▶ Task to carry out
Find the string "styles" and gather every line that holds it.

* BEGIN Data block *

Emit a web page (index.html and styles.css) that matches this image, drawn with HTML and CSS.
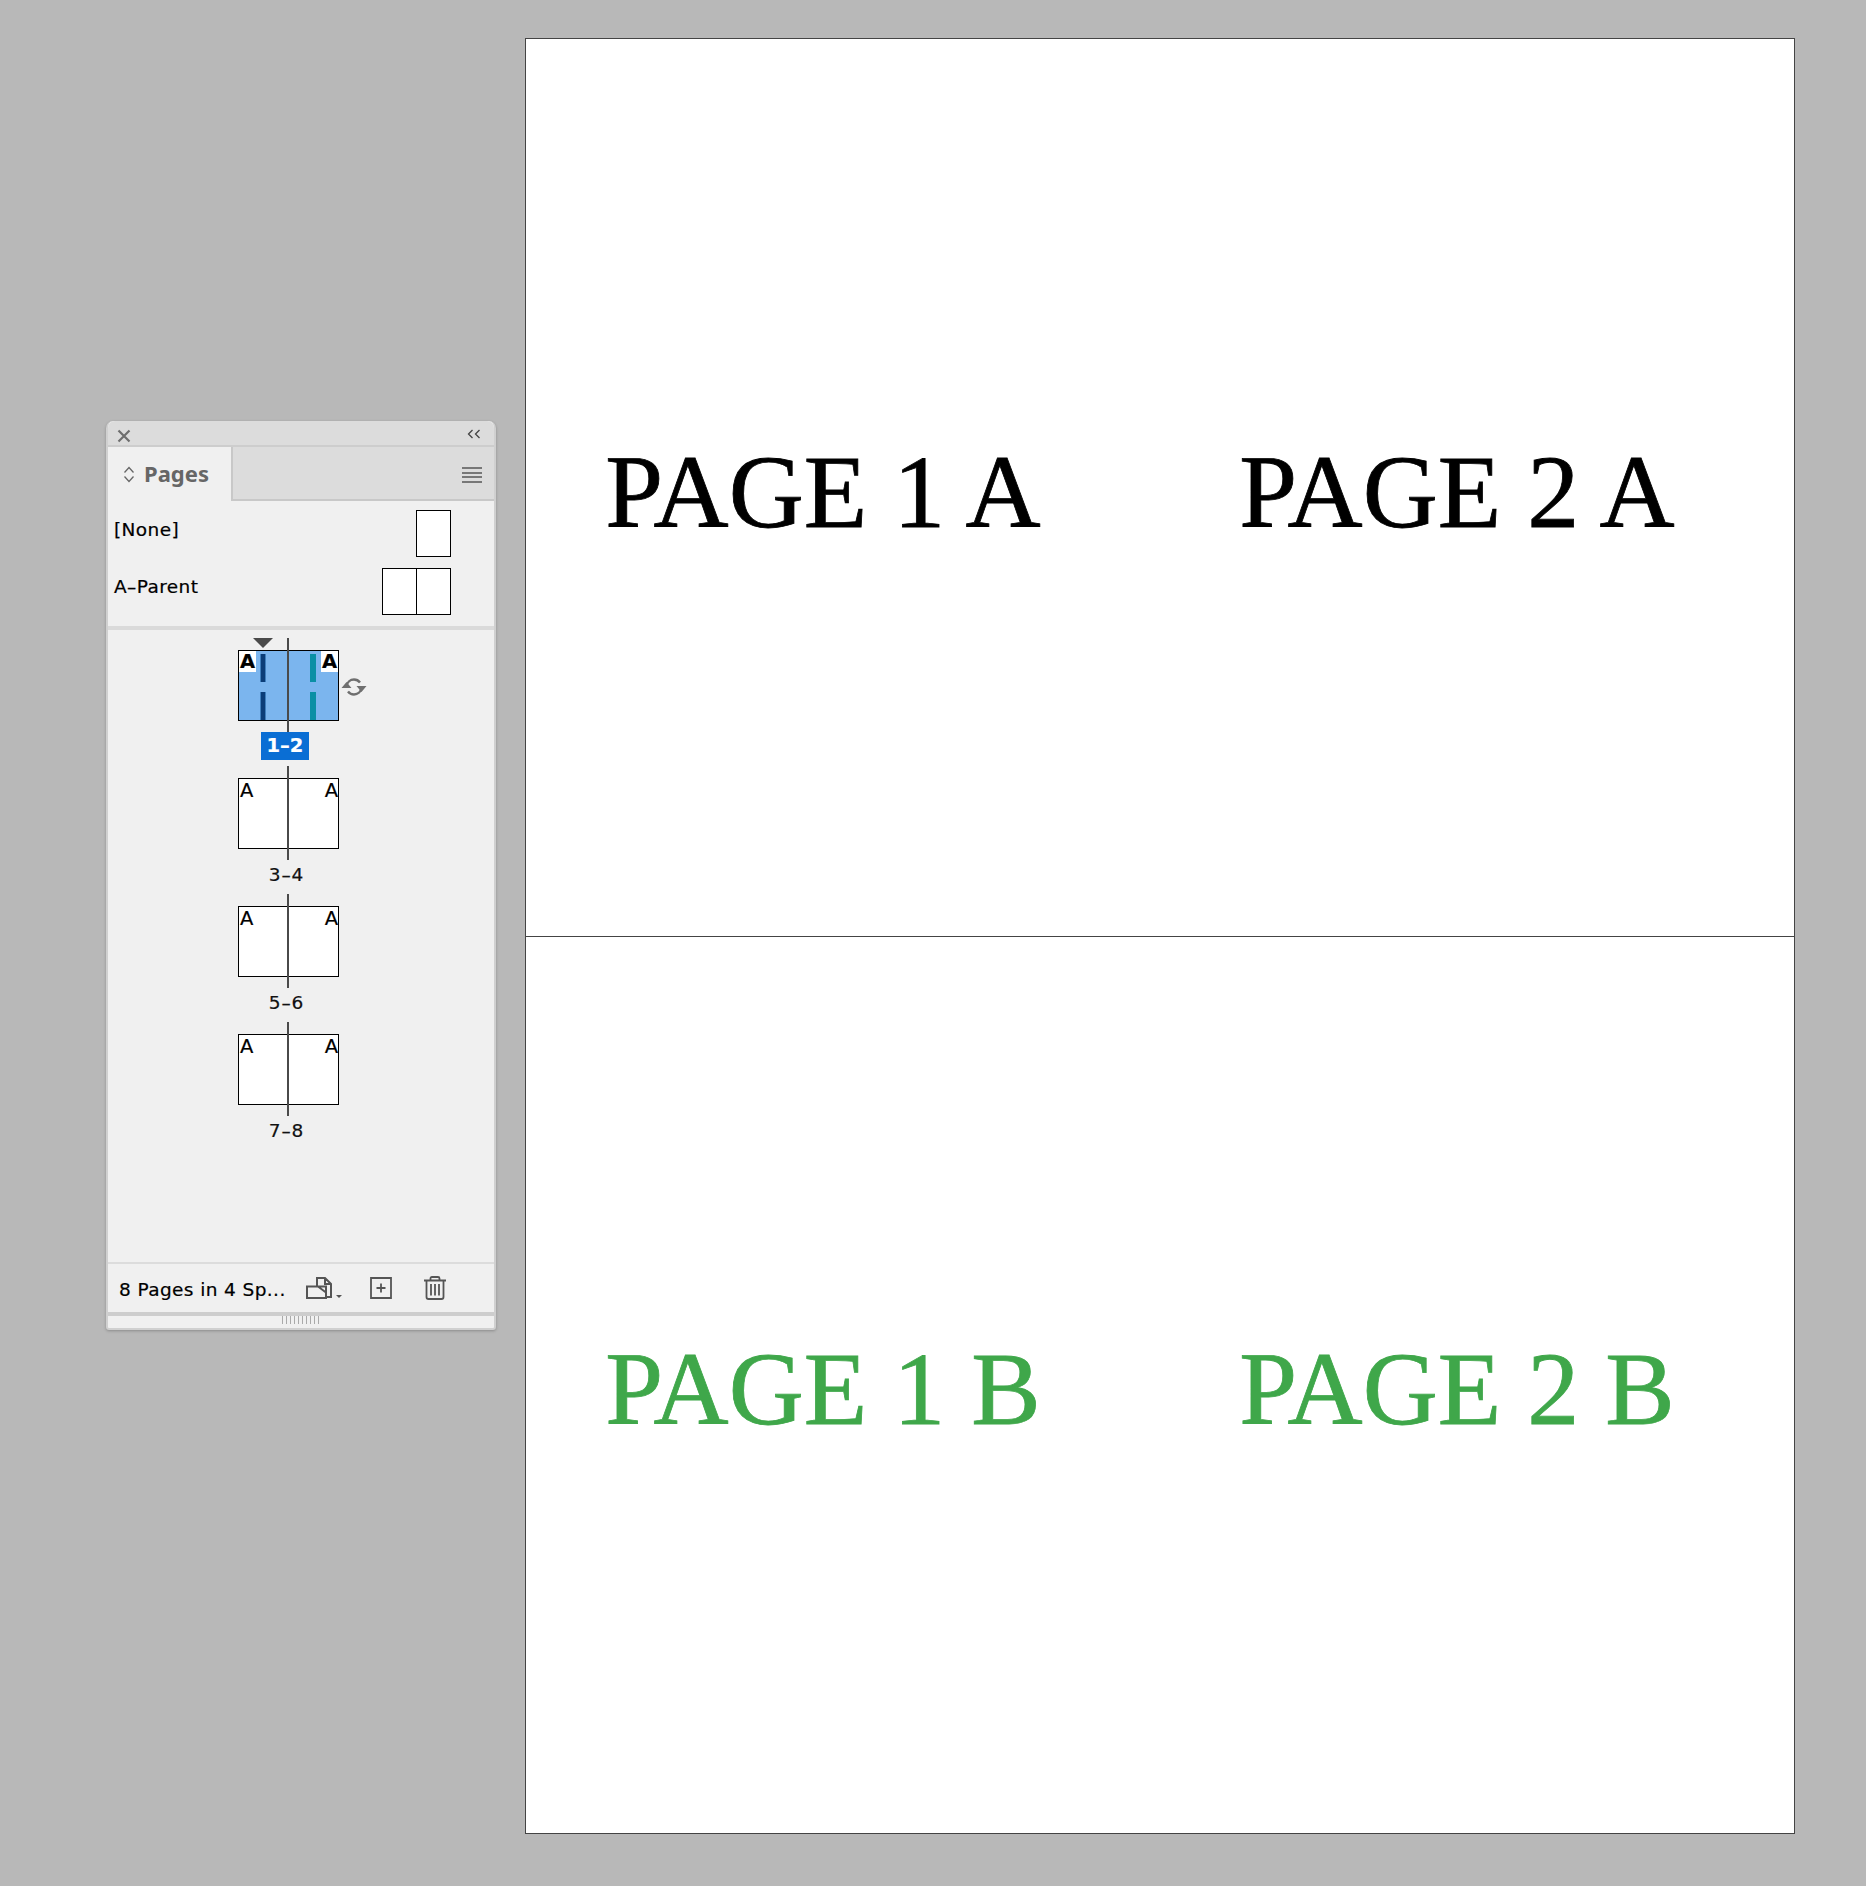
FILE: index.html
```html
<!DOCTYPE html>
<html lang="en">
	<head>
		<meta charset="UTF-8" />
		<title>Pages</title>
		<link rel="stylesheet" href="styles.css">
	</head>
	<body>
		<div class="panel">
			<div class="titlebar">
				<svg class="close" width="14" height="14" viewBox="0 0 14 14"><path d="M1.500 1.500l11 11M12.500 1.500l-11 11" stroke="#6e6e6e" stroke-width="2.200" fill="none"/></svg>
				<svg class="collapse" width="14" height="10" viewBox="0 0 14 10"><path d="M5.500 1L1.500 5l4 4M12.500 1l-4 4 4 4" stroke="#444" stroke-width="1.300" fill="none"/></svg>
			</div>
			<div class="tabbar">
				<div class="tab">
					<svg width="12" height="17" viewBox="0 0 12 17"><path d="M1.500 6.500L6 1.500l4.500 5M1.500 10.500L6 15.500l4.500-5" stroke="#666" stroke-width="1.300" fill="none"/></svg>
					<span>Pages</span>
				</div>
				<div class="burger"><i></i><i></i><i></i><i></i></div>
			</div>
			<div class="parents">
				<div class="parent">
					<span>[None]</span>
					<div class="thumb"><b></b></div>
				</div>
				<div class="parent">
					<span>A–Parent</span>
					<div class="thumb"><b></b><b></b></div>
				</div>
			</div>
			<div class="spreads">
				<div class="spread current">
					<div class="marker"></div>
					<div class="sheet">
						<div class="leaf"><em>A</em><s class="bar navy top"></s><s class="bar navy bottom"></s></div>
						<div class="leaf right"><em>A</em><s class="bar teal top"></s><s class="bar teal bottom"></s></div>
					</div>
					<svg class="rotate" width="27" height="20" viewBox="0 0 27 20"><path d="M5.500 9.500C6 5 9.500 2.500 13 2.500c2.500 0 4.500 1 6 3M20.500 10.500c-.5 4.500-4 7-7.500 7-2.500 0-4.500-1-6-3" stroke="#6f6f6f" stroke-width="2.400" fill="none"/><path d="M5.500 5L.5 11h10zM20.500 15l-5-6h10z" fill="#6f6f6f"/></svg>
					<div class="label">1–2</div>
				</div>
				<div class="spread">
					<div class="sheet">
						<div class="leaf"><em>A</em></div>
						<div class="leaf right"><em>A</em></div>
					</div>
					<div class="label">3–4</div>
				</div>
				<div class="spread">
					<div class="sheet">
						<div class="leaf"><em>A</em></div>
						<div class="leaf right"><em>A</em></div>
					</div>
					<div class="label">5–6</div>
				</div>
				<div class="spread">
					<div class="sheet">
						<div class="leaf"><em>A</em></div>
						<div class="leaf right"><em>A</em></div>
					</div>
					<div class="label">7–8</div>
				</div>
			</div>
			<div class="foot">
				<span class="count">8 Pages in 4 Sp...</span>
				<svg class="foot-ico" width="32" height="24" viewBox="0 0 32 24"><path d="M1 10.500h19v11.500H1zM11 10.500V2h8l6 6v13h-5M19 2v6h6M12 10.500l8 6" stroke="#555" stroke-width="2" fill="none"/><path d="M30 19h6l-3 3z" fill="#555"/></svg>
				<svg class="foot-ico" width="22" height="22" viewBox="0 0 22 22"><path d="M1 1h20v20H1zM11 6.500v9M6.500 11h9" stroke="#555" stroke-width="1.800" fill="none"/></svg>
				<svg class="foot-ico" width="22" height="24" viewBox="0 0 22 24"><path d="M0 4.500h22M6.500 4.500V2.500Q6.500 1 8 1h6q1.500 0 1.500 1.500v2M2.500 4.500V21q0 2 2 2h13q2 0 2-2V4.500M7 8v11.500M11 8v11.500M15 8v11.500" stroke="#555" stroke-width="1.800" fill="none"/></svg>
			</div>
			<div class="grip"><div></div></div>
		</div>

		<div class="doc">
			<div class="page">
				<span>PAGE 1 A</span>
				<span>PAGE 2 A</span>
			</div>
			<div class="page green">
				<span>PAGE 1 B</span>
				<span>PAGE 2 B</span>
			</div>
		</div>
	</body>
</html>
```

FILE: styles.css
```css
body {
	margin: 0;
	box-sizing: border-box;
	height: 1886px;
	padding: 38px 71px 52px 106px;
	background: #b8b8b8;
	display: flex;
	align-items: flex-start;
	gap: 29px;
	font-family: "DejaVu Sans", sans-serif;
	overflow: hidden;
}

/* panel */
.panel {
	width: 390px;
	margin-top: 383px;
	box-sizing: border-box;
	background: #f0f0f0;
	border: 2px solid #d0d0d0;
	border-top: 0;
	border-radius: 7px 7px 3px 3px;
	box-shadow: 0 1px 3px rgba(0, 0, 0, 0.25);
	color: #000;
	font-size: 18.5px;
	letter-spacing: 0.4px;
	-webkit-text-stroke: 0.2px currentColor;
}
.titlebar {
	height: 24px;
	padding: 0 13px 0 9px;
	display: flex;
	align-items: center;
	justify-content: space-between;
	background: #dcdcdc;
	border-bottom: 2px solid #cdcdcd;
	border-radius: 7px 7px 0 0;
}
.close {
	margin-top: 5px;
}
.collapse {
	margin-top: 2px;
}
.tabbar {
	height: 52px;
	display: flex;
	justify-content: space-between;
	background: #dcdcdc;
	border-bottom: 2px solid #c8c8c8;
}
.tab {
	width: 125px;
	height: 54px;
	padding-left: 15px;
	box-sizing: border-box;
	display: flex;
	align-items: center;
	gap: 9px;
	background: #f0f0f0;
	border-right: 2px solid #c8c8c8;
	color: #666;
	font-family: "Noto Sans", sans-serif;
	font-size: 22px;
	font-weight: 700;
	letter-spacing: 0;
	-webkit-text-stroke: 0;
}
.tab span {
	margin-top: -2px;
}
.burger {
	width: 20px;
	margin: 20px 12px 0 0;
	display: flex;
	flex-direction: column;
	gap: 2.500px;
}
.burger i {
	display: block;
	height: 2px;
	background: #777;
}
.parents {
	padding-top: 9px;
	height: 129px;
	box-sizing: border-box;
	border-bottom: 4px solid #dadada;
}
.parent {
	height: 47px;
	margin-bottom: 11px;
	padding: 0 43px 0 6px;
	display: flex;
	justify-content: space-between;
}
.parent span {
	padding-top: 9px;
	line-height: 22px;
}
.parent + .parent span {
	padding-top: 8px;
}
.thumb {
	display: flex;
	height: 47px;
	border: 1px solid #000;
	box-sizing: border-box;
	background: #fff;
}
.thumb b {
	display: block;
	width: 33px;
}
.thumb b + b {
	border-left: 1px solid #000;
}

/* spreads */
.spreads {
	height: 632px;
	padding-top: 8px;
	box-sizing: border-box;
}
.spread {
	position: relative;
	width: 101px;
	height: 128px;
	margin-left: 130px;
}
.sheet {
	position: relative;
	top: 12px;
	display: flex;
	height: 71px;
	box-sizing: border-box;
	border: 1px solid #000;
	background: #fff;
}
.sheet::after {
	content: "";
	position: absolute;
	left: 48px;
	top: -13px;
	width: 2px;
	height: 94px;
	background: #4a4a4a;
}
.leaf {
	position: relative;
	flex: 1;
	font-size: 19.5px;
	line-height: 22px;
	letter-spacing: 0;
}
.leaf em {
	position: absolute;
	top: 1px;
	left: 1px;
	font-style: normal;
}
.leaf.right em {
	left: auto;
	right: 0;
}
.current .sheet {
	background: #7bb5ee;
}
.current .leaf em {
	left: 0;
	height: 21px;
	padding: 0 1px;
	top: 0;
	background: #fff;
	font-weight: 700;
}
.current .leaf.right em {
	left: auto;
}
.bar {
	position: absolute;
	width: 6px;
	height: 28px;
}
.bar.navy {
	left: 21px;
	background: #0b3d78;
	border: solid #3f7fbd;
	border-width: 0 1px;
	box-sizing: border-box;
}
.bar.teal {
	right: 22px;
	background: #0a8fa5;
}
.bar.top {
	top: 3px;
}
.bar.bottom {
	top: 41px;
}
.marker {
	position: absolute;
	left: 15px;
	top: 0;
	border: 10px solid transparent;
	border-top: 10px solid #4a4a4a;
	border-bottom: 0;
}
.rotate {
	position: absolute;
	left: 103px;
	top: 39px;
}
.label {
	position: absolute;
	left: 0;
	right: 4px;
	top: 96px;
	text-align: center;
	line-height: 26px;
	letter-spacing: 0.9px;
	color: #111;
}
.current .label {
	left: 23px;
	right: 30px;
	top: 94px;
	height: 28px;
	font-size: 19.5px;
	line-height: 28px;
	background: #0a6ed4;
	color: #fff;
	font-weight: 700;
	letter-spacing: 0;
}

/* footer */
.foot {
	height: 48px;
	padding-left: 11px;
	display: flex;
	align-items: center;
	border-top: 2px solid #dcdcdc;
	border-bottom: 4px solid #cdcdcd;
}
.count {
	width: 187px;
	padding-top: 3px;
	white-space: nowrap;
}
.foot-ico {
	overflow: visible;
	margin-right: 32px;
}
.grip {
	height: 12px;
	box-sizing: border-box;
}
.grip div {
	width: 39px;
	height: 8px;
	margin-left: 174px;
	background: repeating-linear-gradient(90deg, #aaa 0 1px, transparent 1px 4px);
}

/* document */
.doc {
	flex: 1;
	height: 1796px;
	display: flex;
	flex-direction: column;
	background: #fff;
	border: 1px solid #444;
	box-sizing: border-box;
}
.page {
	flex: 1;
	padding-top: 8px;
	display: grid;
	grid-template-columns: 1fr 1fr;
	align-items: center;
	justify-items: center;
	font-family: "Liberation Serif", serif;
	font-size: 104px;
	-webkit-text-stroke: 0.8px currentColor;
	color: #000;
}
.page span {
	margin-right: 40px;
}
.page + .page {
	border-top: 1px solid #444;
}
.green {
	color: #3fa74a;
}
```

* END Data block *

▶ Response to the exercise
Emit a web page (index.html and styles.css) that matches this image, drawn with HTML and CSS.
		<link rel="stylesheet" href="styles.css">
FILE: styles.css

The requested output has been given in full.